MINE, Japan — Internally at Mazda, engineers and executives have a name for the small brand’s traditional slow-and-steady upmarket move. They call it the “inchworm strategy.”
With each model’s redesign, they keep the base price planted in the range of the previous generation. But top-grade stickers reach higher, capturing the value of ever-better vehicles.
The tactic has not only lifted transaction prices in recent years, it has burnished Mazda’s image as something approaching premium. Employees have their own name for that: Mazda Premium.
But now, Mazda the inchworm is coiling up for more than a caterpillarlike crawl.
This year, it will attempt a big leap forward in a bid to remake the lineup and its brand image for an industry under siege by change. The overhaul centers around a range of larger and electrified new vehicles that Mazda bets will boost U.S. sales 35 percent to a record 450,000 in just four years.

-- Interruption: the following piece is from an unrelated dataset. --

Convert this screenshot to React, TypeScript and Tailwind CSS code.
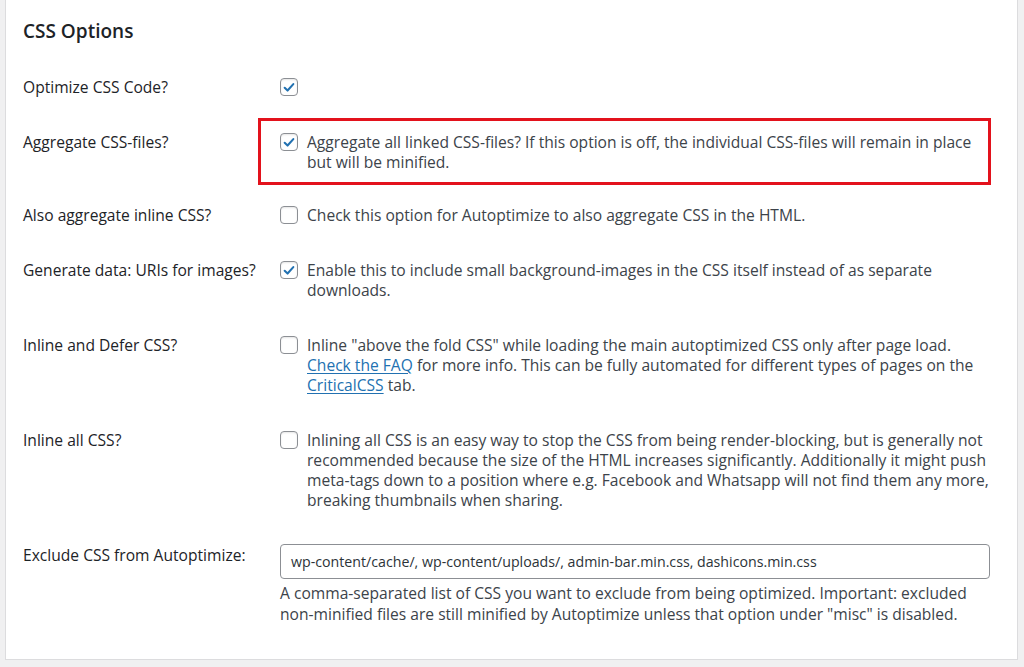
import React from "react";

type Row = {
  label: string;
  checked: boolean;
  body: React.ReactNode;
  highlight?: boolean;
};

function Checkbox({ checked }: { checked: boolean }) {
  return (
    <span className="mt-[1px] flex h-[18px] w-[18px] shrink-0 items-center justify-center rounded-[4px] border border-[#8c8f94] bg-white shadow-[inset_0_1px_2px_rgba(0,0,0,0.1)]">
      {checked && (
        <svg viewBox="0 0 20 20" className="h-[17px] w-[17px]">
          <path
            d="M4.6 10.4 L8.2 13.8 L15.4 5.8"
            fill="none"
            stroke="#2271b1"
            strokeWidth="2.6"
            strokeLinecap="round"
            strokeLinejoin="round"
          />
        </svg>
      )}
    </span>
  );
}

const link = "text-[#2271b1] underline underline-offset-[2px]";

const rows: Row[] = [
  { label: "Optimize CSS Code?", checked: true, body: null },
  {
    label: "Aggregate CSS-files?",
    checked: true,
    highlight: true,
    body: "Aggregate all linked CSS-files? If this option is off, the individual CSS-files will remain in place but will be minified.",
  },
  {
    label: "Also aggregate inline CSS?",
    checked: false,
    body: "Check this option for Autoptimize to also aggregate CSS in the HTML.",
  },
  {
    label: "Generate data: URIs for images?",
    checked: true,
    body: "Enable this to include small background-images in the CSS itself instead of as separate downloads.",
  },
  {
    label: "Inline and Defer CSS?",
    checked: false,
    body: (
      <>
        Inline "above the fold CSS" while loading the main autoptimized CSS only after page load.{" "}
        <a className={link}>Check the FAQ</a> for more info. This can be fully automated for different types of pages on the{" "}
        <a className={link}>CriticalCSS</a> tab.
      </>
    ),
  },
  {
    label: "Inline all CSS?",
    checked: false,
    body: "Inlining all CSS is an easy way to stop the CSS from being render-blocking, but is generally not recommended because the size of the HTML increases significantly. Additionally it might push meta-tags down to a position where e.g. Facebook and Whatsapp will not find them any more, breaking thumbnails when sharing.",
  },
];

export default function App() {
  return (
    <div
      className="h-[667px] w-[1024px] overflow-hidden bg-[#f0f0f1] text-[15.6px] leading-[20px] text-[#3c434a]"
      style={{ fontFamily: '"Open Sans", "Noto Sans", sans-serif' }}
    >
      <div className="ml-[5px] h-[660px] w-[1013px] border border-t-0 border-[#dcdcde] bg-white pl-[17px] pr-[27px] pt-[18px]">
        <h2 className="text-[19px] font-semibold leading-[26px] text-[#1d2327]">CSS Options</h2>

        <div className="mt-[16px]">
          {rows.map((r) => (
            <div key={r.label} className={`flex pt-[17px] ${r.highlight ? "pb-[16px]" : "pb-[18px]"}`}>
              <div className="w-[257px] shrink-0 text-[#1d2327]">{r.label}</div>
              <div className="relative flex flex-1 gap-[9px]">
                {r.highlight && (
                  <div className="pointer-events-none absolute -bottom-[13px] -left-[22px] -right-[1px] -top-[14px] border-[3px] border-[#e3121c]" />
                )}
                <Checkbox checked={r.checked} />
                {r.body && <span>{r.body}</span>}
              </div>
            </div>
          ))}

          <div className="flex pt-[16px]">
            <div className="mt-[1px] w-[257px] shrink-0 text-[#1d2327]">Exclude CSS from Autoptimize:</div>
            <div className="flex-1">
              <div className="flex h-[35px] items-center rounded-[4px] border border-[#8c8f94] bg-white px-[10px] text-[14.2px] text-[#2c3338]">
                wp-content/cache/, wp-content/uploads/, admin-bar.min.css, dashicons.min.css
              </div>
              <p className="mt-[4px] leading-[21px]">
                A comma-separated list of CSS you want to exclude from being optimized. Important: excluded non-minified files are still minified by Autoptimize unless that option under "misc" is disabled.
              </p>
            </div>
          </div>
        </div>
      </div>
    </div>
  );
}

In a word, Mazda Motor Corp. is trying to find a new mojo.
CEO Akira Marumoto’s ambitious growth gambit is not without its risks. Mazda has been reaching for — but failing to achieve — U.S. sales of at least 400,000 since 2013. And the new portfolio stretches Mazda’s meager R&D budget precariously thin in an age when money matters more than ever.
Executives detailed the new push to Automotive News in a series of interviews and briefings, including a test drive of Mazda’s newest crossover, the CX-60, at its proving ground here in western Japan.
The strategy has a lot of moving parts.
It hinges on new digital marketing techniques, overhauled retail networks, an expanded factory footprint and faster, more efficient product development techniques. And crucially, the drive relies on a big dose of electrification and help from Japanese partner Toyota.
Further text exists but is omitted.